EX-99.2 4 dex992.htm PRESS RELEASE Press Release

 

Exhibit 99.2

 

Contact:

 

FOR RELEASE:

Richard E. Moran Jr.

Executive Vice President

and Chief Financial Officer

(310) 481-8483

or

Tyler H. Rose

Senior Vice President

and Treasurer

(310) 481-8484

 

April 28, 2003

 

KILROY REALTY CORPORATION REPORTS

FIRST QUARTER FINANCIAL RESULTS

 

LOS ANGELES, April 28, 2003 — Kilroy Realty Corporation (NYSE: KRC) today reported financial results for its first quarter ended March 31, 2003, with net income of $10.9 million, or $0.40 per share, compared to $13.5 million, or $0.49 per share in the first quarter of 2002. Revenues from continuing operations in the first quarter totaled $54.6 million, up from $51.1 million in the year-earlier period.

 

The company’s funds from operations (FFO) in the first quarter of 2003 totaled $26.3 million, or $0.83 per share, compared to $27.2 million, or $0.89 per share, in the first quarter of 2002.

 

KRC said financial results in both periods were increased by nonrecurring gains.
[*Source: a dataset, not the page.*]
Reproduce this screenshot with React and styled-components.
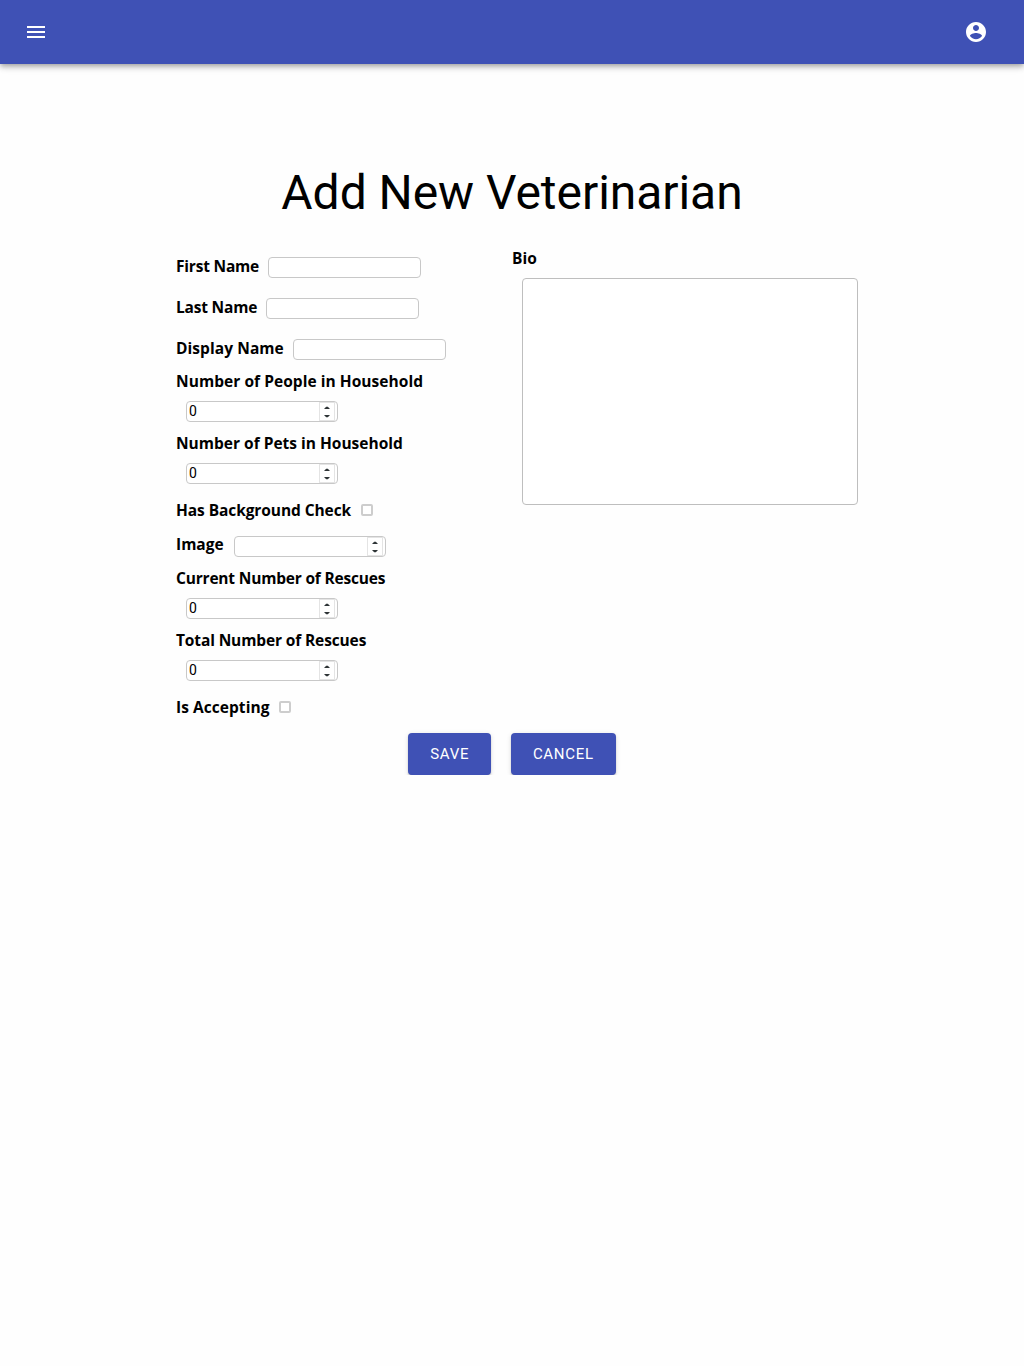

In the current quarter, the company recognized a lease termination fee that added $0.13 per share to FFO. In the year-earlier quarter, KRC recognized $0.13 per share of preferred return income related to its buyout of a former partner’s remaining real estate interests in twelve properties.

 

At the end of the first quarter, the company’s stabilized portfolio was 92.2% occupied.

 

All per-share amounts in this report are presented on a diluted basis.

 


KRC continues to develop an additional 608,000 square feet of space in Southern California, with completion dates scheduled through 2003. This committed development pipeline, which represents a total estimated investment of approximately $196 million, is currently 60% leased. In addition, the company has four redevelopment projects underway in Southern California totaling 473,000 square feet of space. The estimated incremental redevelopment costs for these projects is approximately $48.7 million.

 

Earnings guidance for 2003 will be discussed by management on its Tuesday, April 29, 2003 earnings conference call. The conference call will begin at 11:00 am PDT and last approximately one hour. Those interested in listening via the Internet can access the conference call at www.kilroyrealty.com. Please go the website 15 minutes before the call and register. It may be necessary to download audio software to hear the conference call. Those interested in listening via telephone can access the conference call at (800) 576-5247. A replay of the conference call will be available via phone through May 6, 2003 at (800) 633-8284, passcode #21136118 or via the Internet at the company’s website.

 

Some of the information presented in this release is forward-looking in nature within the meaning of the Private Securities Litigation Reform Act of 1995. Although Kilroy Realty Corporation believes the expectations reflected in such forward-looking statements are based on reasonable assumptions, there can be no assurance that its expectations will be achieved. Certain factors that could cause actual results to differ materially from Kilroy Realty’s expectations are set forth as risk factors in the company’s Securities and Exchange Commission reports and filings. Included among these factors are changes in general economic conditions, including changes in the economic conditions affecting industries in which its principal tenants compete; any failure of the general economy to recover timely from the current economic downturn; Kilroy Realty’s ability to timely lease or re-lease space at current or anticipated rents; changes in interest


rates; changes in operating costs; future demand for its debt and equity securities; its ability to refinance its debt on reasonable terms at maturity; its ability to complete current and future development projects on schedule and on budget; the demand for office space in markets in which Kilroy Realty has a presence; and risks detailed from time to time in the company’s SEC reports, including quarterly reports on Form 10-Q, reports on Form 8-K and annual reports on Form 10-K. Many of these factors are beyond Kilroy Realty’s ability to control or predict. Forward-looking statements are not guarantees of performance. For forward-looking statements herein, Kilroy Realty claims the protection of the safe harbor for forward-looking statements contained in the Private Securities Litigation Reform Act of 1995. The company assumes no obligation to update or supplement forward-looking statements that become untrue because of subsequent events.

 

Kilroy Realty Corporation, a member of the S&P Small Cap 600 Index, is a Southern California-based real estate investment trust active in the office and industrial property sectors. For more than 50 years, the company has owned, developed, acquired and managed real estate assets primarily in the coastal regions of California and Washington. Principal submarkets for KRC’s current development program include West Los Angeles, El Segundo and coastal San Diego. At March 31, 2003, the company owned 7.1 million square feet of commercial office space and 4.9 million square feet of industrial space. More information can be found at www.kilroyrealty.com.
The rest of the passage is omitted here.